Generally speaking, folks who are looking for top-tier Thai cuisine in the Boston area tend to head to Brookline and Boston proper (for instance, Khao Sarn and Dok Bua in the former, Montien, House of Siam, and Brown Sugar in the latter). Other may head to Cambridge, Quincy, Arlington, Belmont, Somerville, and a few other communities near Boston that have good Thai restaurants. But if someone told you that Tewksbury may be home to one of the top Thai restaurants in the entire greater Boston area, would you believe that person, or think that he or she was pulling your leg?

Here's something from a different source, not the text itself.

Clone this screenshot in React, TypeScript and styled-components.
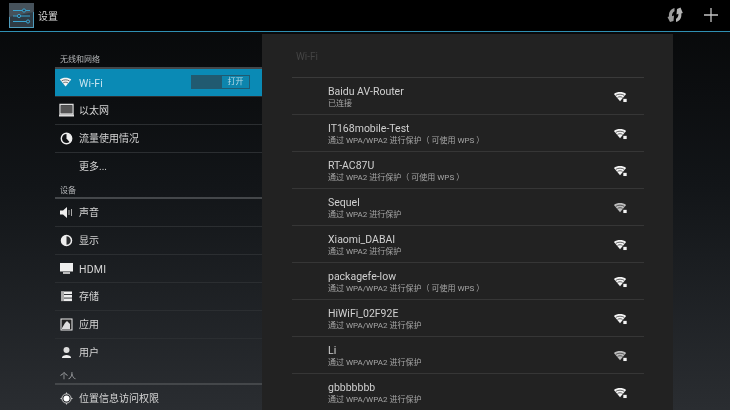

Well, in our opinion, it may just be true, as this mostly restaurant-poor town north of Boston happens to have a true gem within its borders called Mango II, a Thai restaurant that is certainly worthy of a trip from Beantown.
Mango II is situated in a strip mall on Route 38, and is very easy to miss (there are a number of strip malls on this road). The interior of the restaurant is warm, pleasant, and comfortable, though its squarish shape inside never lets you forget that Mango II is indeed part of a small, generic roadside shopping center. The staff is friendly and personable, and both the waitstaff and the kitchen is pretty flexible in allowing diners to customize their own meals in case of food allergies, specific preferences, etc.
Unlike many restaurants in the outer suburbs of Boston, Mango II leans more toward authentic ethnic cuisine than Americanized dishes, though there are also a few of those listed on the menu. Appetizers are particularly good; the tender beef soup with noodles, vegetables, and a hint of coriander is perfect for a cold fall or winter day (as is the slightly sweet tom yum soup), while the steamed shumai (dumplings with ground shrimp and chicken) have a full, rich taste to them. For those who like tofu, the deep-fried golden dices get a boost in flavor from the peanut sweet and sour sauce served on the side. A couple of other good appetizers are the satay (strips of marinated chicken or beef), which is a little like chicken or steak teriyaki that you might get in Chinese restaurants, and the curry puffs, which vary in ingredients depending on the day (the vegetable curry puffs have a wonderfully subtle sweetness which makes them our pick).
The entrees at Mango II include favorites such as pad Thai and Singapore noodles (with the country pad Thai being particularly good), but a number of less common dishes are also worth looking into. For instance, the garlic fried rice with pork, chicken, and beef has a subtle garlic taste that is in perfect balance with the dish, while the thunder noodle plate (wide pan-fried rice noodles with ground chicken and vegetables in a basil chili sauce) has quite a remarkable medley of tastes (though perhaps too spicy for some). A deceptively hot dish is the beef basil, which comes with a good amount of hot peppers but not so much as to overwhelm the dish.The tangy and sweet pineapple fried rice and the tasty marine cashew nuts in chili sauce (sauteed seafood with cashew nuts and vegetables) are a couple of dishes that are both delicious and good options for those who don't like heat or excess spices. Among the curry dishes, the emerald curry is a great choice, with a deceptively hot spicy green chili sauce that has no coconut milk, and a number of ingredients mixed in, including Thai melon and eggplant. If you are looking for a milder curry, the massaman curry is a delightful option, with a rich and creamy sauce blending well with the potatoes, carrots, and onions. The Singapore noodle dish is also more rich-tasting than hot and spicy, with a nice mix of flavors coming from the scallions, bell peppers, onions, and curry sauce. And for those who wish to try a unique, truly authentic Thai dish, the "specialties" part of the menu includes such dishes as Mango's mango chicken (sliced mangoes and stir-fried chicken in a spicy mango spicy sauce), fisherman told me curry (sauteed sole, salmon, and swordfish in a mild curry sauce), absolute chicken (fried marinated chicken with mayonnaise and crispy lime leaves), and much more.
Mango II may be in an area that is not typically known for its restaurants--and it may be a bit too far away for Bostonians who have limited access to transportation--but if you don't mind heading 20 miles north of the city to dine on some of the best Thai food in the Boston area, Mango II is a restaurant that needs some serious consideration.